Accordingly, Theophilus is one of the most incessant workers for human good, and perseveringly busy in every 275 scheme of benevolent enterprise, in all which he labors with melancholy steadiness without hope. In religion he has the soul of a martyr,—nothing would suit him better than to be burned alive for his faith; but his belief in the success of Christianity is about on a par with that of the melancholy disciple of old, who, when Christ would go to Judæa, could only say, “Let us also go, that we may die with him.” Theophilus is always ready to die for the truth and the right, for which he never sees anything but defeat and destruction ahead.

During the late war, Theophilus has been a despairing patriot, dying daily, and giving all up for lost in every reverse from Bull Run to Fredericksburg. The surrender of Richmond and the capitulation of Lee shortened his visage somewhat; but the murder of the President soon brought it back to its old length. It is true that, while Lincoln lived, he was in a perpetual state of dissent from all his measures. He had broken his heart for years over the miseries of the slaves, but he shuddered at the Emancipation Proclamation; a whirlwind of anarchy was about to sweep over the country, in which the black and the white would dash against each other, and be shivered like potters’ vessels. He was in despair at the accession of Johnson, believing the worst of the unfavorable reports that clouded his reputation. Nevertheless he was among the first of loyal citizens to rally to the support of the new administration, because, though he had no hope in that, he could see nothing better.

You must not infer from all this that friend Theophilus is a social wet blanket, a goblin shadow at the domestic hearth. By no means. Nature has gifted him with that vein of humor and that impulse to friendly joviality which are frequent developments in sad-natured men, and often deceive superficial observers as to their real character. He who laughs well and makes you laugh is often called a man 276 of cheerful disposition, yet in many cases nothing can be further from it than precisely this kind of person.
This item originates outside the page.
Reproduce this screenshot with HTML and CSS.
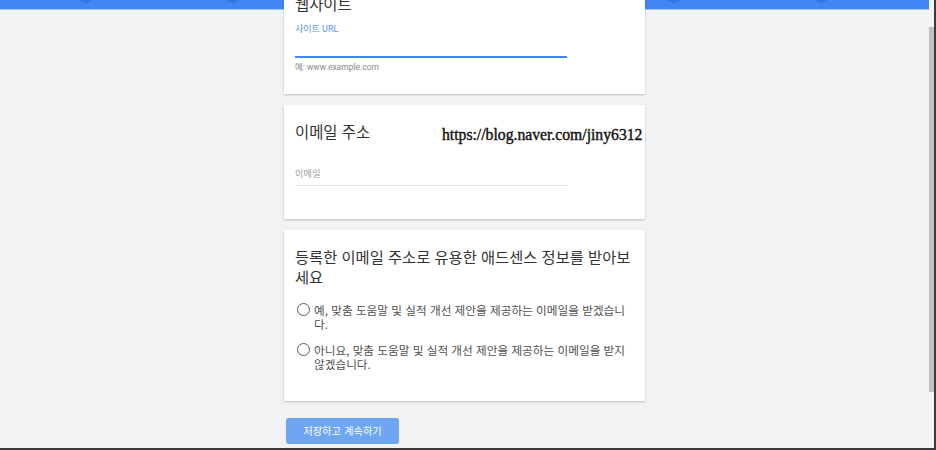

Theophilus frequents our chimney-corner, perhaps because Mrs. Crowfield and myself are, so to speak, children of the light and the day. My wife has precisely the opposite talent to that of our friend. She can discover the good point, the sound spot, where others see only defect and corruption. I myself am somewhat sanguine, and prone rather to expect good than evil, and with a vast stock of faith in the excellent things that may turn up in the future. The millennium is one of the prime articles of my creed; and all the ups and downs of society I regard only as so many jolts on a very rough road that is taking the world on, through many upsets and disasters, to that final consummation.

Theophilus holds the same belief theoretically; but it is apt to sink so far out of sight in the mire of present disaster as to be of very little comfort to him.

“Yes,” he said, “we are going to ruin, in my view, about as fast as we can go. Miss Jenny, I will trouble you for another small lump of sugar in my tea.”

“You have been saying that, about our going to ruin, every time you have taken tea here for four years past,” said Jenny; “but I always noticed that your fears never spoiled your relish either for tea or muffins. People talk about being on the brink of a volcano, and the country going to destruction, and all that, just as they put pepper on their potatoes; it is an agreeable stimulant in conversation,—that’s all.”

“For my part,” said my wife, “I can speak in another vein. When had we ever in all our history so bright prospects, so much to be thankful for? Slavery is abolished; the last stain of disgrace is wiped from our national honor. We stand now before the world self-consistent with our principles. We have come out of one of the severest 277 struggles that ever tried a nation, purer and stronger in morals and religion, as well as more prosperous in material things.”

“My dear madam, excuse me,” said Theophilus; “but I cannot help being reminded of what an English reviewer once said,—that a lady’s facts have as much poetry in them as Tom Moore’s lyrics. Of course poetry is always agreeable, even though of no statistical value.”